Salomé shuddered. She knew if Octavio were in her position, he would have defended his sainted Allende to the end. He would have tried to persuade the guard of his naïveté, and to see that the American multinationals had sabotaged all that the former president had tried to do.
Days passed before Salomé discovered the name of the guard whom she had convinced she was wrongfully imprisoned.
“Miguel!” a soldier called out to him one evening when he was pos
ted nearby her cell. “The major wants us to bring him a prisoner, so take the bitch from cell sixty-eight to the interrogation room right away.”
“Cell sixty-eight?” Miguel replied, realizing that cell was Salomé’s. “I think you should lay off her a bit. She’s looking kind of bad…”

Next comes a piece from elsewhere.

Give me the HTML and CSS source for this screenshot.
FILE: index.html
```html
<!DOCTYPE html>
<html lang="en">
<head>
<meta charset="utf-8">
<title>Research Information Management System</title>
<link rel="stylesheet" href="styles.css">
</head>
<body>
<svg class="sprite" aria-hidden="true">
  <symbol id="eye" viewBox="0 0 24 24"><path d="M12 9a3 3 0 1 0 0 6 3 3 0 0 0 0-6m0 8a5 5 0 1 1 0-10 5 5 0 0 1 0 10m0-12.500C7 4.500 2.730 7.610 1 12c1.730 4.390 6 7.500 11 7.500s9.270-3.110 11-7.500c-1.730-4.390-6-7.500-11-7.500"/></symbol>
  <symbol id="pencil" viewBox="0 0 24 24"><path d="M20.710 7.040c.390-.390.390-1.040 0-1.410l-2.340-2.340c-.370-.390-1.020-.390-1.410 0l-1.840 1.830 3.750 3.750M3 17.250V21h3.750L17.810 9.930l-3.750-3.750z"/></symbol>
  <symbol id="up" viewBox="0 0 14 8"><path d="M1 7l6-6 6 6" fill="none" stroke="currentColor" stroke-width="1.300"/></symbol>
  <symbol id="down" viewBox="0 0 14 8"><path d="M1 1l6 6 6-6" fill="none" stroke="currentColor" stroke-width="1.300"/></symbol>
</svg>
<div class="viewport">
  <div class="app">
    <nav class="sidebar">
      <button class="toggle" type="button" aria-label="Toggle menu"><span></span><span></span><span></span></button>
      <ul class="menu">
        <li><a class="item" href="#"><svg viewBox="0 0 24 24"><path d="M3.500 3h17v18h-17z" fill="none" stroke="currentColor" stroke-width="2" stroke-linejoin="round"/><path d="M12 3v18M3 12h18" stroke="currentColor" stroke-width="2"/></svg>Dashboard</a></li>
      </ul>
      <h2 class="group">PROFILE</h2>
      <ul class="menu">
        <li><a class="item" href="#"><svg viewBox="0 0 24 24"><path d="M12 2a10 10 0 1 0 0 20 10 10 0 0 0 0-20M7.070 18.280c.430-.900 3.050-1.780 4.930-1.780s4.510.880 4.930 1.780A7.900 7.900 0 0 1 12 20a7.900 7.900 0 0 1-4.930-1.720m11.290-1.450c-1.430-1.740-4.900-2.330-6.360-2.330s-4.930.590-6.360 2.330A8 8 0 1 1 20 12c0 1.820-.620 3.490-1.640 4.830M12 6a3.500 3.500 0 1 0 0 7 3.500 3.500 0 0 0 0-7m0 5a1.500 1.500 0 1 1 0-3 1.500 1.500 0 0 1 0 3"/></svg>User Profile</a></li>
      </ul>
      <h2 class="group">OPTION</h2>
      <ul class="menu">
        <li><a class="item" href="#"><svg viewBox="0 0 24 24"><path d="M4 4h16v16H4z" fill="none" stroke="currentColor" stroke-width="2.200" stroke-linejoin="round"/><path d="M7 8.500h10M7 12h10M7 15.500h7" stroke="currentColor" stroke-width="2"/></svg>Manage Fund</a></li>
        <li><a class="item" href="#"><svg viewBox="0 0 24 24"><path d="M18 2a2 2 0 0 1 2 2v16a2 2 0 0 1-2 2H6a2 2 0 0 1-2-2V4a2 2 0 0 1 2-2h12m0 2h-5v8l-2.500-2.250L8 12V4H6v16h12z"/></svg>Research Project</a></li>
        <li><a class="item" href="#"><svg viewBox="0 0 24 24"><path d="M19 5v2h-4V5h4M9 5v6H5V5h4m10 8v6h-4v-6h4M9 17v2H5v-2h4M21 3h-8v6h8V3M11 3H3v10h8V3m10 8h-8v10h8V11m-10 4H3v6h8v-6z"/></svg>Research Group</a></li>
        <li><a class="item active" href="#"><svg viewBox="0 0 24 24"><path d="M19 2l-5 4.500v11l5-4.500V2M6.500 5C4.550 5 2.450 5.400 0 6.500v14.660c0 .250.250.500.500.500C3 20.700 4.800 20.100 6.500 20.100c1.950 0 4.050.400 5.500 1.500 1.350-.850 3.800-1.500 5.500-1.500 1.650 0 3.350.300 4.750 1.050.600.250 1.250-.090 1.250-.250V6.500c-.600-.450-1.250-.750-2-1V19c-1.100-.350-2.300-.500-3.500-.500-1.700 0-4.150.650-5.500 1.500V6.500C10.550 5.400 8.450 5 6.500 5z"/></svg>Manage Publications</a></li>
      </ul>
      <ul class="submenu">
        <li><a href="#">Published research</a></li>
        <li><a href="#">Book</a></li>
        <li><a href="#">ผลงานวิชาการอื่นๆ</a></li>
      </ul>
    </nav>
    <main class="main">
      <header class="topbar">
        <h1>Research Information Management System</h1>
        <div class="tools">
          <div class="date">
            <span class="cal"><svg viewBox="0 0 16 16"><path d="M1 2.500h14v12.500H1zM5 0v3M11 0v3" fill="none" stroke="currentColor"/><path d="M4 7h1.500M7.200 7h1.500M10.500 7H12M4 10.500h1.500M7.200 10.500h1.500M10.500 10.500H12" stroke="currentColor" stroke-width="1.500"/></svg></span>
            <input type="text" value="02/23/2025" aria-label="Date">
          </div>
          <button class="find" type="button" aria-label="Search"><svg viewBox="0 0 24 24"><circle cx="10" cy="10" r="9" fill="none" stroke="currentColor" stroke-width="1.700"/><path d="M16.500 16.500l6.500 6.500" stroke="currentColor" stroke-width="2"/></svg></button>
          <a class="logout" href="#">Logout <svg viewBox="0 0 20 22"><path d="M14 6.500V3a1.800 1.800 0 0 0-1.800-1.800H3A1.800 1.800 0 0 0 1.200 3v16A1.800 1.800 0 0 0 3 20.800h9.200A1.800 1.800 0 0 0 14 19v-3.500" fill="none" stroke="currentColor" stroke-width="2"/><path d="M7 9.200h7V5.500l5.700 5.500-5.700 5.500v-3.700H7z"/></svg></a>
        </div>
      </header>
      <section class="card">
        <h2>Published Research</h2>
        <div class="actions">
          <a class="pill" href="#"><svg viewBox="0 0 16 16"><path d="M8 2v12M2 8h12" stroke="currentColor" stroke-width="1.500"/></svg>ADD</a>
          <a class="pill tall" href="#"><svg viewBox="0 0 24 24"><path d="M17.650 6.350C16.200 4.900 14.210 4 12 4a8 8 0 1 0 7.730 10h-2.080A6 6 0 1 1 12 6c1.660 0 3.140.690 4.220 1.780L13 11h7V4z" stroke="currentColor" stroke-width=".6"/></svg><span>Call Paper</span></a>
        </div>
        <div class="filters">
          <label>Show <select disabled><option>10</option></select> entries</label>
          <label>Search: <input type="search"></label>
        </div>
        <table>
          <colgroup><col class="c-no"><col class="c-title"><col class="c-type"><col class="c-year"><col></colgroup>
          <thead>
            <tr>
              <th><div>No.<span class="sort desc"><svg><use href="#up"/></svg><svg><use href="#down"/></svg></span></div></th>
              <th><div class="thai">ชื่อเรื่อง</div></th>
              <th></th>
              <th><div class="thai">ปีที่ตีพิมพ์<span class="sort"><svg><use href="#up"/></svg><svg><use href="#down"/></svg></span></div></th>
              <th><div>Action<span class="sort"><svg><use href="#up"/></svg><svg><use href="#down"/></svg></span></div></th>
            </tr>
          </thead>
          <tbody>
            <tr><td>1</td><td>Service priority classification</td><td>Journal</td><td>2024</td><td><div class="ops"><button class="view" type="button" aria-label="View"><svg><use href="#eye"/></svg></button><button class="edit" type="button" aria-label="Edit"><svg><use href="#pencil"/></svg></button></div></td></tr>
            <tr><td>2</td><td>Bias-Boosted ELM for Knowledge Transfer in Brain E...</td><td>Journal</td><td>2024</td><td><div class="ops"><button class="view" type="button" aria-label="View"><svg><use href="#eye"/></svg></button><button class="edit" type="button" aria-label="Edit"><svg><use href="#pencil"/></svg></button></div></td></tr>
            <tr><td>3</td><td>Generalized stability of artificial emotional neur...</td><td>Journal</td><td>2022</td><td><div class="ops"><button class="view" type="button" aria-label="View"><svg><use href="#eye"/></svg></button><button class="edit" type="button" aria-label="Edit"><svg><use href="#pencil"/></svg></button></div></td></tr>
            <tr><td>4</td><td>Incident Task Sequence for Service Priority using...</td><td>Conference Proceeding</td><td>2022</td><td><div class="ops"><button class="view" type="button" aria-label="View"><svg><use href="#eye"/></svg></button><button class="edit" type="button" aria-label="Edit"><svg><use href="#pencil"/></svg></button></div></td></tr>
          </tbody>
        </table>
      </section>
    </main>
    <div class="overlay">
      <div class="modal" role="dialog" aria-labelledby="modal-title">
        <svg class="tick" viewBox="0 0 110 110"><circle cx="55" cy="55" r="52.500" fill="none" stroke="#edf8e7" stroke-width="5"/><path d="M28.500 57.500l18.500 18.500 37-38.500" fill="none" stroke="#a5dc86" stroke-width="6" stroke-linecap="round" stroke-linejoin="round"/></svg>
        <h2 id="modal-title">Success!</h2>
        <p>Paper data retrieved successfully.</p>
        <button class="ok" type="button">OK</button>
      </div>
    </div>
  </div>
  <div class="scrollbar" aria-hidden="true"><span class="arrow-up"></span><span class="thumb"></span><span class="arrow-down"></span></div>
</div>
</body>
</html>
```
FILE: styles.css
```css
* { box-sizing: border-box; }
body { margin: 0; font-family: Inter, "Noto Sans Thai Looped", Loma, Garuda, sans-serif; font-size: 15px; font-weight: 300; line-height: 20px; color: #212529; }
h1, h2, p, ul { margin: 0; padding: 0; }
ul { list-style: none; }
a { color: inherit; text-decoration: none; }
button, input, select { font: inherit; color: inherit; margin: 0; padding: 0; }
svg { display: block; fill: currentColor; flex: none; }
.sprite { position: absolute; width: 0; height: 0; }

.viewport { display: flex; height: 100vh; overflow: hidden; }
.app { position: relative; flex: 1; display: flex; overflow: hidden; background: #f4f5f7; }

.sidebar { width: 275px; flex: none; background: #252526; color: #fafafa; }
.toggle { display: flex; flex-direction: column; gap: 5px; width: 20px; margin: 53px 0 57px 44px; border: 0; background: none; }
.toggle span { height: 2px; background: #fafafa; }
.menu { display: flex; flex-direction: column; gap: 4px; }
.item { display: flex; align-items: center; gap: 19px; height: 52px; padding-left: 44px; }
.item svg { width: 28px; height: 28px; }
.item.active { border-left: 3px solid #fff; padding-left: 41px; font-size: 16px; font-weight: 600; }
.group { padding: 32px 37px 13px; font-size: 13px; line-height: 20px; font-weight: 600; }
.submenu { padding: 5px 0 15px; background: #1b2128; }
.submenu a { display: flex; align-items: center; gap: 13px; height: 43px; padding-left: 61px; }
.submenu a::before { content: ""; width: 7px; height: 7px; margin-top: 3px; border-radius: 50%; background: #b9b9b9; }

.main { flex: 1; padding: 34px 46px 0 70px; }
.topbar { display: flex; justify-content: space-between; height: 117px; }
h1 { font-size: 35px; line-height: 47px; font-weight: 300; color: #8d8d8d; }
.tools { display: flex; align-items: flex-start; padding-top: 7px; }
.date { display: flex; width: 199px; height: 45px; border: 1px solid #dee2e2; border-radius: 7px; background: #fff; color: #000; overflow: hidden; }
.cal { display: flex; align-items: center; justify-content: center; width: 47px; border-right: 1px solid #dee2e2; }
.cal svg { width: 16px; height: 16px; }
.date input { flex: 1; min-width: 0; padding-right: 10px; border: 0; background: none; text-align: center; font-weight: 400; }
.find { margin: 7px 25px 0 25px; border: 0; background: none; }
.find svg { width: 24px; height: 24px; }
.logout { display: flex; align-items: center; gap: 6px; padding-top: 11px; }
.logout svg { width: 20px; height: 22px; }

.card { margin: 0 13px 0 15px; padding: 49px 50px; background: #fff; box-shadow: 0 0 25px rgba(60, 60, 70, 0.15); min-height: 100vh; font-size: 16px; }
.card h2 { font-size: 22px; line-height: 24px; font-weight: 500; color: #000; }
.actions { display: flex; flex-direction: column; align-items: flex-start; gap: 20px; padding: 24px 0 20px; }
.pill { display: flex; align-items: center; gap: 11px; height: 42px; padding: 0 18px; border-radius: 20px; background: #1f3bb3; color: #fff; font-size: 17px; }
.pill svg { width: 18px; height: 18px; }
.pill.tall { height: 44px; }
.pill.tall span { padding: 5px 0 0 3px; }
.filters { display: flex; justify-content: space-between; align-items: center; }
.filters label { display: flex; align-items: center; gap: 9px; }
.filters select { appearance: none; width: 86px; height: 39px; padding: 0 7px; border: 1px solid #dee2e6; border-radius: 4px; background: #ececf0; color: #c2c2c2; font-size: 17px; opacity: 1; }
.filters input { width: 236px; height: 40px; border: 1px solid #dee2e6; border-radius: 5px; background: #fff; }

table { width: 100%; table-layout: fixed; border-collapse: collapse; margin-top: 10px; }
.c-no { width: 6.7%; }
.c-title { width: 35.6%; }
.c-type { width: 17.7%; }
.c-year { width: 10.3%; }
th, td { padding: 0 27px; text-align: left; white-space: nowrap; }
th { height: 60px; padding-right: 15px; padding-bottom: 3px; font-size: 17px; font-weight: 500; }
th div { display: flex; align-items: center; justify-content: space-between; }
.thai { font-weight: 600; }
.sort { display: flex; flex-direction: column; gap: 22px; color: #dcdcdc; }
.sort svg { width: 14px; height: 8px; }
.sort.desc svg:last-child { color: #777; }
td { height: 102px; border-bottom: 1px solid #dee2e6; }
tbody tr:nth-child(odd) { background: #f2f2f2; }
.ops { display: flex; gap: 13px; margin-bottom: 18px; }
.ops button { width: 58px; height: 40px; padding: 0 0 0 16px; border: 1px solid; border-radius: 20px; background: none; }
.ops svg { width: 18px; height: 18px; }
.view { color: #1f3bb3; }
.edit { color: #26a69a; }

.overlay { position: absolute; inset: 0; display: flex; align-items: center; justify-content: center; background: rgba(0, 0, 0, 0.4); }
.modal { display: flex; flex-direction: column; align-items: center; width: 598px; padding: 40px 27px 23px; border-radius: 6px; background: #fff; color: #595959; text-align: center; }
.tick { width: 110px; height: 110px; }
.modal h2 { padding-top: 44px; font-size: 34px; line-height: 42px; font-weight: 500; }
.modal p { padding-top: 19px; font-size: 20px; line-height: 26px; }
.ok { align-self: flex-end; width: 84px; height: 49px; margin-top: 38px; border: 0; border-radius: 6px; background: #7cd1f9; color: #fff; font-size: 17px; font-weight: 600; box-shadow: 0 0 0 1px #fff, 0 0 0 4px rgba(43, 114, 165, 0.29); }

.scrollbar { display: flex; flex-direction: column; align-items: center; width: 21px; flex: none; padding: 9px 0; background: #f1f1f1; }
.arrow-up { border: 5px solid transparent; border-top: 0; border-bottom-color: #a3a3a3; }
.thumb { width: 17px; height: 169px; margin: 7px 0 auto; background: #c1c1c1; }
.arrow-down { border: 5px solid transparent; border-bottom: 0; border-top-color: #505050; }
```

“What the hell are you talking about, asshole? Of course she’s looking bad!” the voice in the dark shouted. “She deserves it, the fucking communist!”
“I doubt that,” Miguel retorted, his tone bordering on disrespectful.
“What?” His superior was incredulous.
“Doubtful. That’s what I said. Look, the lady in sixty-eight knows she’s in the Villa Grimaldi. She’s some rich broad who used to come here every summer as a girl. If she dies, it’ll be on our heads, not fucking Pinochet’s, and you can bet your ass that someone’s out there looking for her right now!”
Miguel had apparently managed to arouse his anonymous commander’s concerns of self-preservation. “Fine! Just get some other whore then…I don’t care which one you get. Hopefully, for your sake, the major won’t either.”
“Yes, sir. Just give me a second!”
She heard a cell unlock a few meters ahead of hers and then slam shut. The force of the closing door echoed into Salomé’s cell. She nearly felt guilty for subjecting another prisoner to the terror that was meant for her. But she was too weary now for such a luxurious emotion. She only wanted to sleep. She wanted to hear nothing at all.
She imagined herself in her bedroom at home, serenaded by the sounds of the garden and the stirrings of her children. It was like a distant dream now, one that became increasingly difficult to recall, as the incessant wailing and tireless music never stopped.
Days passed, and her interrogation sessions became less frequent. When Miguel was on duty, he made sure that she received a bowl of poroto beans without worms. He would also bring her water if she asked.
“Tell me,” he asked one evening, “did they have fancy parties here?”